Google it for detailed ans.

The difference between total revenue and total expenditure of the government is termed as fiscal deficit. It is an indication of the total borrowings needed by the government. While calculating the total revenue, borrowings are not included. Generally fiscal deficit takes place due to either revenue deficit or a major hike in capital expenditure. Capital expenditure is incurred to create long-term assets such as factories, buildings and other development. A deficit is usually financed through borrowing from either the central bank of the country or raising money from capital markets by issuing different instruments like treasury bills and bonds.

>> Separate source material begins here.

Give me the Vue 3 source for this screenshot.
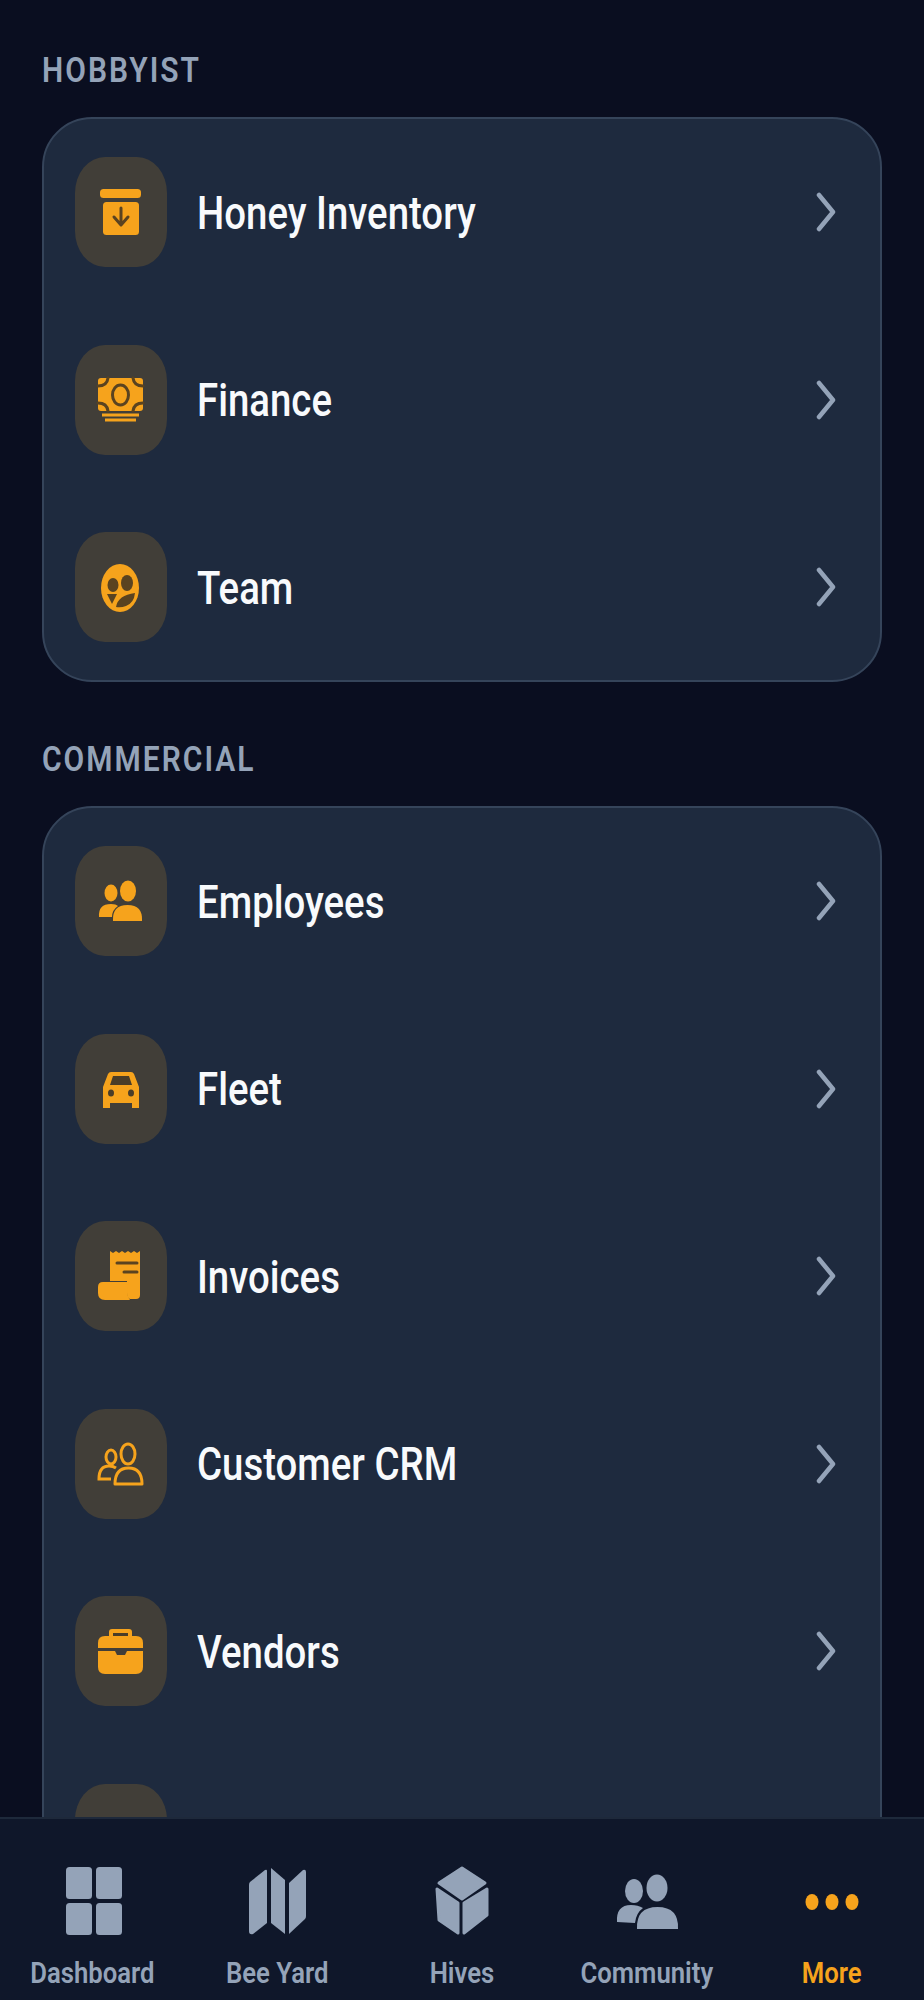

A mismatch in the expected revenue and expenditure can result in revenue deficit. Revenue deficit arises when the government’s actual net receipts is lower than the projected receipts. On the contrary, if the actual receipts are higher than expected one, it is termed as revenue surplus. A revenue deficit does not mean actual loss of revenue. Let’s take a hypothetical example, if a country expects a revenue receipt of Rs 100 and expenditure worth Rs 75, it can result in net revenue of Rs 25. But the actual revenue of Rs 90 is realised and expenditure is Rs 70. This translates into net revenue of Rs 20, which is Rs 5 lesser than the budgeted net revenue and called as revenue deficit.